**Aim:** In the listing below, locate the lines that hold the string "styles". Copy those lines.

==== Recorded information

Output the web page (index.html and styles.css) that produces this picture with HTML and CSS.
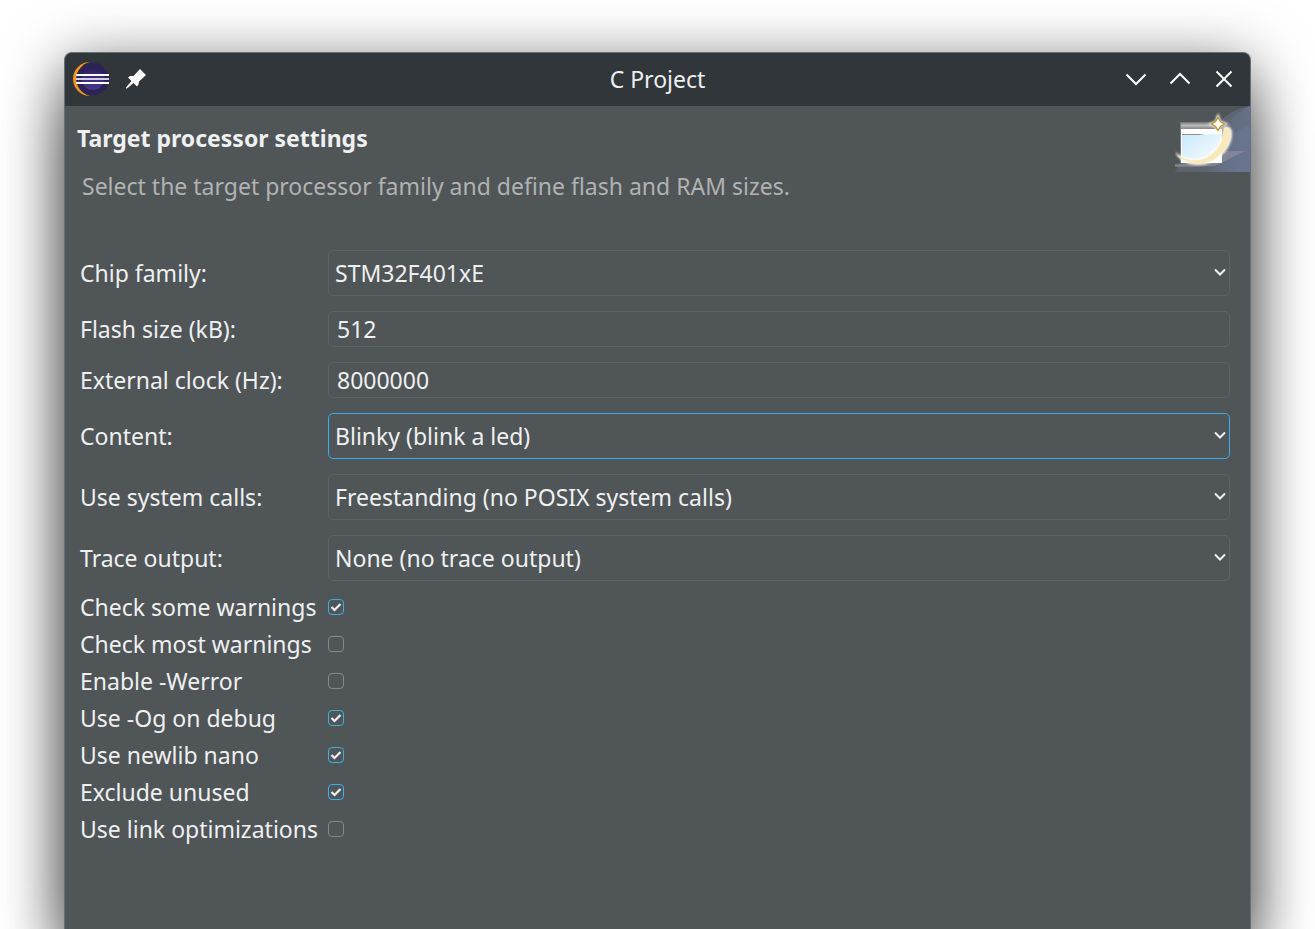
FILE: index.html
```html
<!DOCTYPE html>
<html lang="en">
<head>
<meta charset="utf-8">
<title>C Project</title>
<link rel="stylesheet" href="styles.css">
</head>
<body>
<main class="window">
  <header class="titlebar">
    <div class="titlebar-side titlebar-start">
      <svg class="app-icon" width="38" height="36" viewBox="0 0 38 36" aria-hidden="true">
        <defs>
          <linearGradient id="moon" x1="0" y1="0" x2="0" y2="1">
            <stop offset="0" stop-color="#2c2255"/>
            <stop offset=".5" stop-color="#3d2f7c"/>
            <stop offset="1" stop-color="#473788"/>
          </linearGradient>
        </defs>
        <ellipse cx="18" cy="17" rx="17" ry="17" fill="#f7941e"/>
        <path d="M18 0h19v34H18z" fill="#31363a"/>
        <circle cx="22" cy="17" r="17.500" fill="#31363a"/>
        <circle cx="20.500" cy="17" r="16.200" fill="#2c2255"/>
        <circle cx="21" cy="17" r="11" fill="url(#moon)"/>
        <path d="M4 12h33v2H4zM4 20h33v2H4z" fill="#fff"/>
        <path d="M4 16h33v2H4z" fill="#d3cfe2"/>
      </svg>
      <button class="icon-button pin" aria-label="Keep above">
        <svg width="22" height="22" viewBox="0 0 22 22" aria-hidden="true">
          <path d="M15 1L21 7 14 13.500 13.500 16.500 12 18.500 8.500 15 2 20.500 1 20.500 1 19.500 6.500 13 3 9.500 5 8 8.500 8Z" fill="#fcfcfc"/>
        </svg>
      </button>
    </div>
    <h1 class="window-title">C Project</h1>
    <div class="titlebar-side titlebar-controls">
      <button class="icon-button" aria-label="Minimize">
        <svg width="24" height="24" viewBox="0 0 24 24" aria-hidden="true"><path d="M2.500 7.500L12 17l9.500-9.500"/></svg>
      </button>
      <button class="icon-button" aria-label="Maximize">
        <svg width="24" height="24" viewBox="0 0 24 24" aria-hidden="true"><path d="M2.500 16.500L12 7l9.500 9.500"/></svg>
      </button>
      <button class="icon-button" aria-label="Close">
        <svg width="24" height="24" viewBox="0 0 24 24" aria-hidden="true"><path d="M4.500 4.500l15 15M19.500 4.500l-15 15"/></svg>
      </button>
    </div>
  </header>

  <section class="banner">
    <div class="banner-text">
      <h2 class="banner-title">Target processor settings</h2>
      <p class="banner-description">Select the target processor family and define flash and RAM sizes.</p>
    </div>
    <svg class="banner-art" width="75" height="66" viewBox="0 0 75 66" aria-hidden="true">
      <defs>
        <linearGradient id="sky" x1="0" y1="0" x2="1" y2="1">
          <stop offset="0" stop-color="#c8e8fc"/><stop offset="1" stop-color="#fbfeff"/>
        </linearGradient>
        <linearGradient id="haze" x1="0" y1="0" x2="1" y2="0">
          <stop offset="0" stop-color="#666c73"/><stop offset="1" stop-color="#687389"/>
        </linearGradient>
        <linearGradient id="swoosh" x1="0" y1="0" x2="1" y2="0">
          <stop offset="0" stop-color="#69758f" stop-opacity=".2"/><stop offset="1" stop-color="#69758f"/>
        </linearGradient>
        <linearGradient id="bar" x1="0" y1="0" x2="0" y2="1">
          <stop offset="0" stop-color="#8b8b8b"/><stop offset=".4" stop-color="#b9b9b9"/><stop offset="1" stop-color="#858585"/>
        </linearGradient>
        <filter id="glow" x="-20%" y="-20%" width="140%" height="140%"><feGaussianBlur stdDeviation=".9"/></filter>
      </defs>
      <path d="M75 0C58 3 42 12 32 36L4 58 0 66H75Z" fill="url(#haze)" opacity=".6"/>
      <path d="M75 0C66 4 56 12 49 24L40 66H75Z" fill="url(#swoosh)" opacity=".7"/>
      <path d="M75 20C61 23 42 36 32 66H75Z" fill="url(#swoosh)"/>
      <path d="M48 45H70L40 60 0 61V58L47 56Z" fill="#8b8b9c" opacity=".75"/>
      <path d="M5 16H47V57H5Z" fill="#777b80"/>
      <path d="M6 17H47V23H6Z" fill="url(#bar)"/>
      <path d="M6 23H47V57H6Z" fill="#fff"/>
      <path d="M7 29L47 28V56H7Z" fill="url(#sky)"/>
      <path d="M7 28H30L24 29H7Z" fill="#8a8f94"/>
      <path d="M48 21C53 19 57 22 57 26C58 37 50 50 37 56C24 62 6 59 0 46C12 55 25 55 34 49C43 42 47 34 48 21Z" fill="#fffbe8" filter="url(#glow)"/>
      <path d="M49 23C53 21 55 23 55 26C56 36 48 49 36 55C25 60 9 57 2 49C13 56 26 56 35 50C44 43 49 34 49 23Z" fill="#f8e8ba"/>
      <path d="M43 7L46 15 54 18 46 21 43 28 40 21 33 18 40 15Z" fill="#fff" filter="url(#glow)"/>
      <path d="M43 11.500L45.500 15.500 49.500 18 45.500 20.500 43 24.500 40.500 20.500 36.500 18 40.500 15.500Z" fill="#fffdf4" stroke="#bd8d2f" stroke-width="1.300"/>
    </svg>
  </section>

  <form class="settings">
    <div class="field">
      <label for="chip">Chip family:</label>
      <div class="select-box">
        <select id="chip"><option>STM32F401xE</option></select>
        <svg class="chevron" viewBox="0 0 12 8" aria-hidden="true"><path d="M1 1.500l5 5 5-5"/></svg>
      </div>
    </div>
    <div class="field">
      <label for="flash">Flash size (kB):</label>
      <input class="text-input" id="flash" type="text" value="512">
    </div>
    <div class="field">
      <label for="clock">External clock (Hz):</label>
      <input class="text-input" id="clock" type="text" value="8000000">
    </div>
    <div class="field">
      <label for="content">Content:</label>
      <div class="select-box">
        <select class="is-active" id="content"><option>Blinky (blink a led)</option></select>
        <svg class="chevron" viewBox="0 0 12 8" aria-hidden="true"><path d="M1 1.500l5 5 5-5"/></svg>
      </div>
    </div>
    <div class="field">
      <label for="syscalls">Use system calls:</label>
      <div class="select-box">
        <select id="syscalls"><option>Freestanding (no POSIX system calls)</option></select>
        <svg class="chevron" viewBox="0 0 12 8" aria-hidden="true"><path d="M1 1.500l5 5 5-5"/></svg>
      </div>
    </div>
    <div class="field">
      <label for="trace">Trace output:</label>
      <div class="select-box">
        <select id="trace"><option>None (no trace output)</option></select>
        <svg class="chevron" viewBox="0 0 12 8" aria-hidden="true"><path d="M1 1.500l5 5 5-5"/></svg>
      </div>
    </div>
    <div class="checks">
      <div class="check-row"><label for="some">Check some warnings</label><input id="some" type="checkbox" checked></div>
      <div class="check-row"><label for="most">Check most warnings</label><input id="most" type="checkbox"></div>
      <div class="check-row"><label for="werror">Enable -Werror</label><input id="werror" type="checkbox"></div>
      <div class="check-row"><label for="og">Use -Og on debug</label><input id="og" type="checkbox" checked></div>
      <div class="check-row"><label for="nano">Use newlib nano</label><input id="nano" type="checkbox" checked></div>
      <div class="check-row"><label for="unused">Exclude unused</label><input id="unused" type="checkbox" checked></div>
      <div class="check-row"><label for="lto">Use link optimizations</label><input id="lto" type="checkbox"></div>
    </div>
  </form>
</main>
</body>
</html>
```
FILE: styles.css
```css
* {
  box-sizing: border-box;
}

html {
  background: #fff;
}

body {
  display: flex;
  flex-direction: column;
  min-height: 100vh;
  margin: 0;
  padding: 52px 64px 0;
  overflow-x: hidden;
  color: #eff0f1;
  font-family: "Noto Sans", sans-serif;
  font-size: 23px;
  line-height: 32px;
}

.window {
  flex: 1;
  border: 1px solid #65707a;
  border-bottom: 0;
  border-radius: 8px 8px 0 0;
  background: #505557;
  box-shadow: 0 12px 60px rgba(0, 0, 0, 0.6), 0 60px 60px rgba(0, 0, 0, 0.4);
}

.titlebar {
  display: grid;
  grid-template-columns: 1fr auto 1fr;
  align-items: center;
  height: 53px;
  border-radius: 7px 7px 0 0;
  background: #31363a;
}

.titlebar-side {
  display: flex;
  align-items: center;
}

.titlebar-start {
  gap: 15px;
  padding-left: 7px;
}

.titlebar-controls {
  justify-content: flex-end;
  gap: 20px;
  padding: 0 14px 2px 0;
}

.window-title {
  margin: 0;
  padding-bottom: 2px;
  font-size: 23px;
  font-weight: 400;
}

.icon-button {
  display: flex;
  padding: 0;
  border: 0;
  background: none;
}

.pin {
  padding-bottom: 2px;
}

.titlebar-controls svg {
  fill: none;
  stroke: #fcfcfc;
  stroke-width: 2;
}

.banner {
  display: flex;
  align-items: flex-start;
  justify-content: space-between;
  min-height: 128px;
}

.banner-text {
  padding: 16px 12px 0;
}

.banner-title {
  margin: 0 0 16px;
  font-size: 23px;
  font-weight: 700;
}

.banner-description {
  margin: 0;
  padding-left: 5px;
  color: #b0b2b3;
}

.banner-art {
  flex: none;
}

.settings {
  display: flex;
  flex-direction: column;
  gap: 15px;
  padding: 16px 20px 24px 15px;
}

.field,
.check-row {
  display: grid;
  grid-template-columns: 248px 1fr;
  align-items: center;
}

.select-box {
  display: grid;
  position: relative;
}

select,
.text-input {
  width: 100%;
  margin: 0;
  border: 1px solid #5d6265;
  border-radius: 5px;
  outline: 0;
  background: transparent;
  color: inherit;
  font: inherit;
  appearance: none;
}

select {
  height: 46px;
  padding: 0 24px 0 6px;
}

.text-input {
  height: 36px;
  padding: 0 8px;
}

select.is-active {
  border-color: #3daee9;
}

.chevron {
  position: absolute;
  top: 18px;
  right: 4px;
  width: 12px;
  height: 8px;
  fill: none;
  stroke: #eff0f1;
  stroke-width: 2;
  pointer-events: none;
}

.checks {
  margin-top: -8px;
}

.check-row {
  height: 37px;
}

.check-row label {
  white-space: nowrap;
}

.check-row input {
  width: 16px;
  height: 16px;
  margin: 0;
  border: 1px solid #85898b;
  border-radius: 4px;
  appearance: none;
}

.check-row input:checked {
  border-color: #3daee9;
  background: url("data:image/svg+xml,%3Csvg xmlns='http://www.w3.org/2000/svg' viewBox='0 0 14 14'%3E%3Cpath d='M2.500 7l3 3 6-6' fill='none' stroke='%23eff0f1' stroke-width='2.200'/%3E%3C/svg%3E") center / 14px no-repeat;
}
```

========

**Exercise result:**
Output the web page (index.html and styles.css) that produces this picture with HTML and CSS.
<link rel="stylesheet" href="styles.css">
FILE: styles.css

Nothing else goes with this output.